The American Advertising Foundation elected her into its Hall of Achievement. In 2019, Ann was inducted into the American Marketing Association’s Hall of Fame. In 2020, she received the New York Women in Communication’s Matrix Award.”
Ann Lewnes Launches her Career
Lewnes didn’t start off in marketing. She went to school as a journalism and engineering major.
According to her, she was a very creative person. She wanted to be a journalist.
Then Lewnes graduated. And things changed.
She drove to Silicon Valley in her little Honda Civic, hoping to land a job.
“Literally nothing was there,” she told Bustle when speaking about her early years.
She snagged a couple of offers despite the recession, though. One was with a lifestyle magazine and another with a company called Intel.
Lewnes started with the communications team at Intel. It was her job to create a campaign about PC microprocessors.
Boring subject. But she delivered amazing results.
Intel Inside was born.
“When I joined Intel we were completely unknown. Nobody knew that Intel was in the microprocessor business. Nobody knew or cared what a microprocessor was,” she tells Marketing Week.
In fact, she’s credited with inventing interactive advertising. She created the first internet Super bowl ad for Intel in 1998. The TV ad asked customers to log onto their website and select their preferred ending from 2 choices.
To their surprise, 400,000 people headed to the website to vote. 5% of all Super Bowl viewers of that year engaged with their ad.
When she joined Intel, the company was worth about a billion dollars. It makes sense that when she left, twenty years later to join Adobe, Intel was valued at $40 billion.
Lewnes’ Busy Day
On a typical day, Lewnes says she juggles about 10 different responsibilities.
Lewnes says that the ability to quickly change her frame of mind as she goes from one responsibility to the next is important for a senior leader.
“I came from 20 years at Intel and was looking for a job where I could do everything. It all fits together in my mind, it’s inextricably linked, although I know many organizations don’t see it the same way Adobe does.
It’s a privilege as a marketer to have control of all these things. The more marketing progresses, the more all of these disciplines and responsibilities blend together. Social media is widely seen as the latest and most evolved incarnation of PR. But then I would also qualify anything I do on Facebook as advertising, not just social media.”
Still, she says it’s exhausting.
The Best Career Advice Lewnes has Recieved
Lewnes says that the best advice she received is to avoid “going to the mat” for everything.
“I get super passionate about things, it’s my nature,” she says. “I would say save yourself for the things that really, really, really matter.”
She gives her team members the same advice.

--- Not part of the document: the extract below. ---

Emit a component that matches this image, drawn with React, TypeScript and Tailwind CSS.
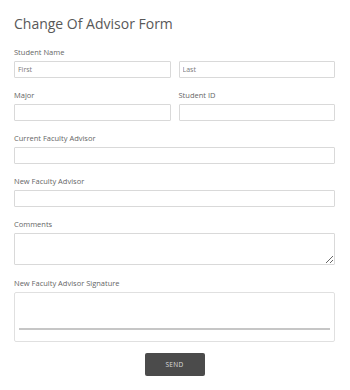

Along those lines, Lewnes says she still struggles with spreading herself too thin. She knows that she’ll never be successful if she doesn’t prioritize. But it’s hard for her because there’s so much she wants to do.
Finally, Lewnes says the worst advice she could ever give is to encourage people to not be themselves.
“When I first went to Adobe, it was so culturally antithetical to Intel,” she says.
“Intel was just a very rough and tumble kind of place, very direct. When I went to Adobe, it was completely different, extremely kind and courteous. For a year, I didn’t feel comfortable being myself.
I said to my husband, I don’t think I can work here unless I start to really be me. And so I went to work, and I started to be me. It was the turning point for me, quite frankly, because it’s very hard to constrain yourself.”
Wrapping It Up
Ann Lewnes deserves a statue in the museum of American marketing heroes for her role in the “Intel Inside” campaign.
But she’s continued her great marketing efforts at Adobe. The company’s success proves that.
I look forward to seeing where she takes the company from here.